Folks, I may miss the point here, but since when has this been felt to be a
"law"? It is a boundary-value-initial-value def eq with unreal-grossly
-over-simplified assumptions about the problem at that -- something Fourier
might have done based on his ideas of fluid flow -- it has little to do with
classical thermo, which makes assumptions of quasi-statics -- not that this
is any more real. (:-) Besides this sort of cooling is only mistakenly
attributed to Newton.

What did I miss?

JMGreen


At 11:18 PM 12/7/96 -0800, you wrote:
Could someone please tell me what the "exponential law of cooling" might be.
--------------------------------------------------------------
I take that to mean Newtonian heat transfer.
dDelT/dt = -kDelT
--------------------------------------------------------------
The "law" states that an object approaches the temperature of its
surroundings at a rate which is exponential in time.
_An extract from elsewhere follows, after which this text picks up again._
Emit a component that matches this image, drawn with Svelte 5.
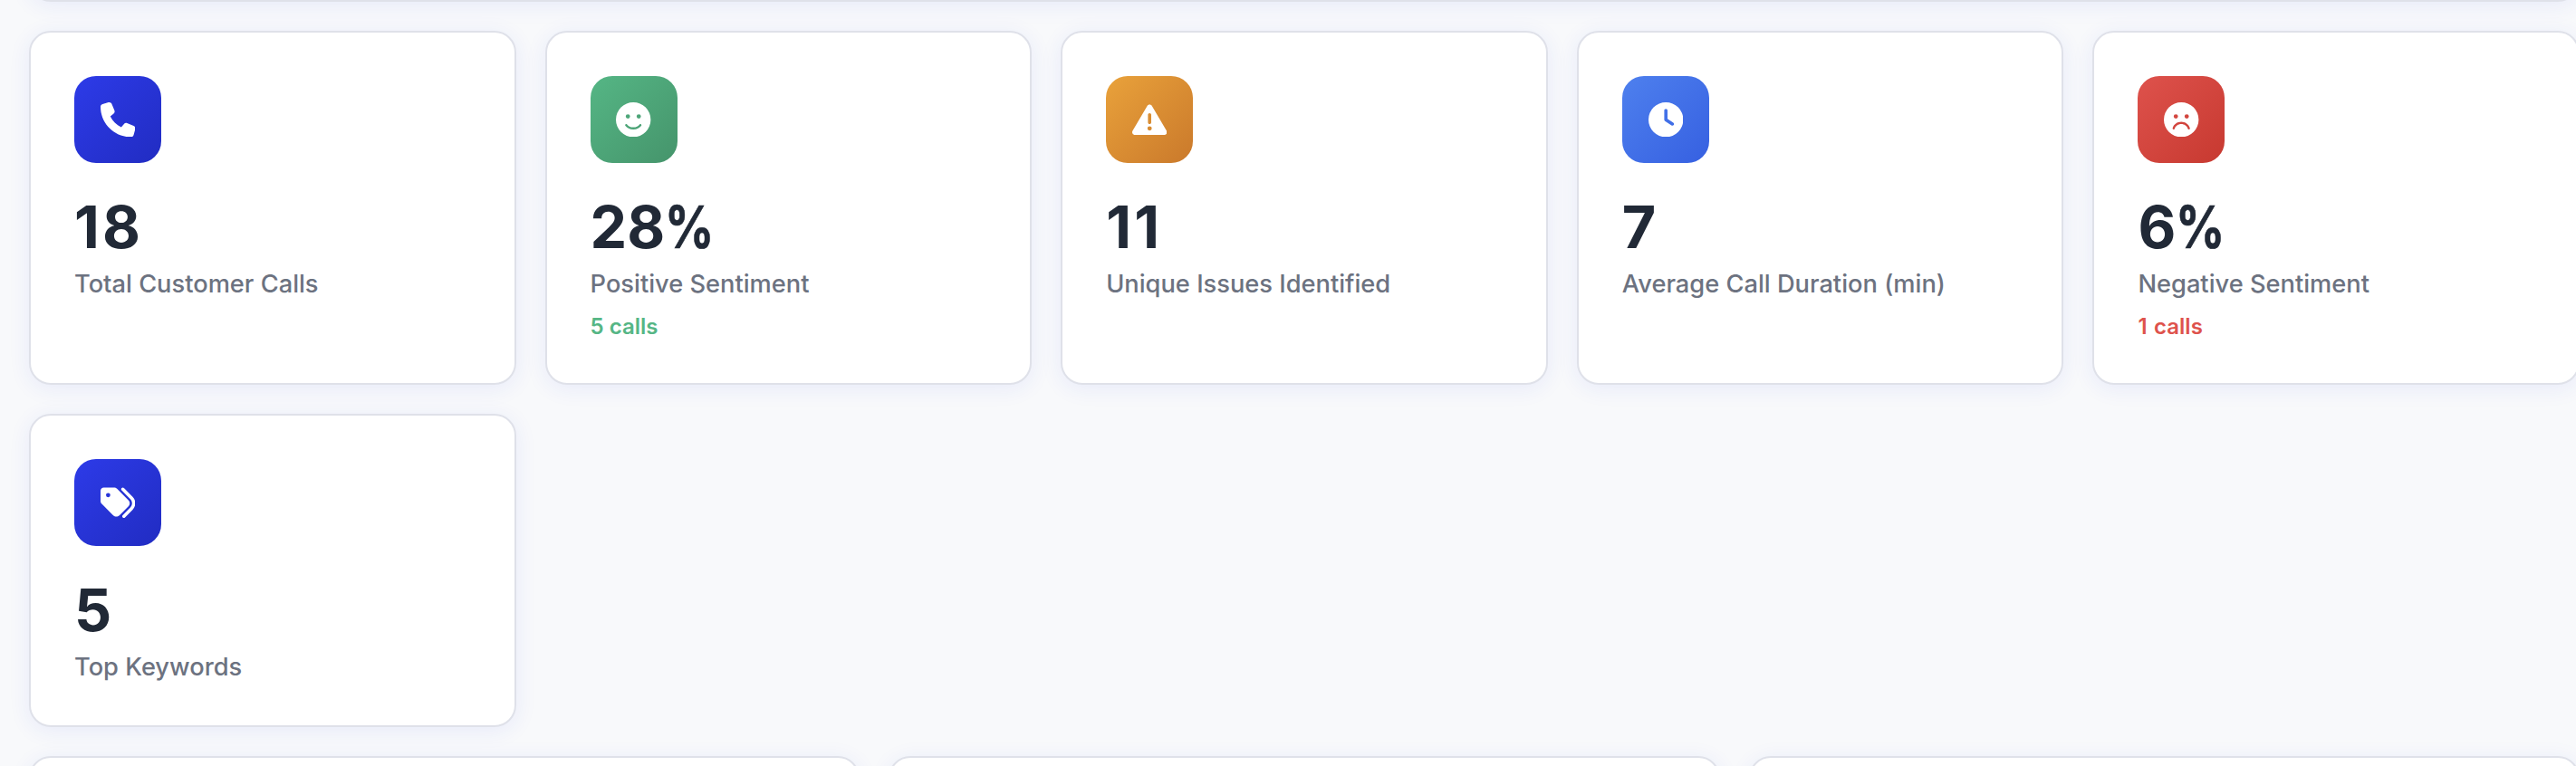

If The initial
temperature of the object is Ti and the temperature of the surroundings
is To, the temperature varies with time according to

T(t) = To + (Ti-To) exp (-t/tau)

where tau is the time constant for the approach to equilibrium. The
"law" is not highly accurate because the conditions under which it
would be appropriate are not approached often; it lacks generality.
Qualitatively the time dependence is reasonable, however.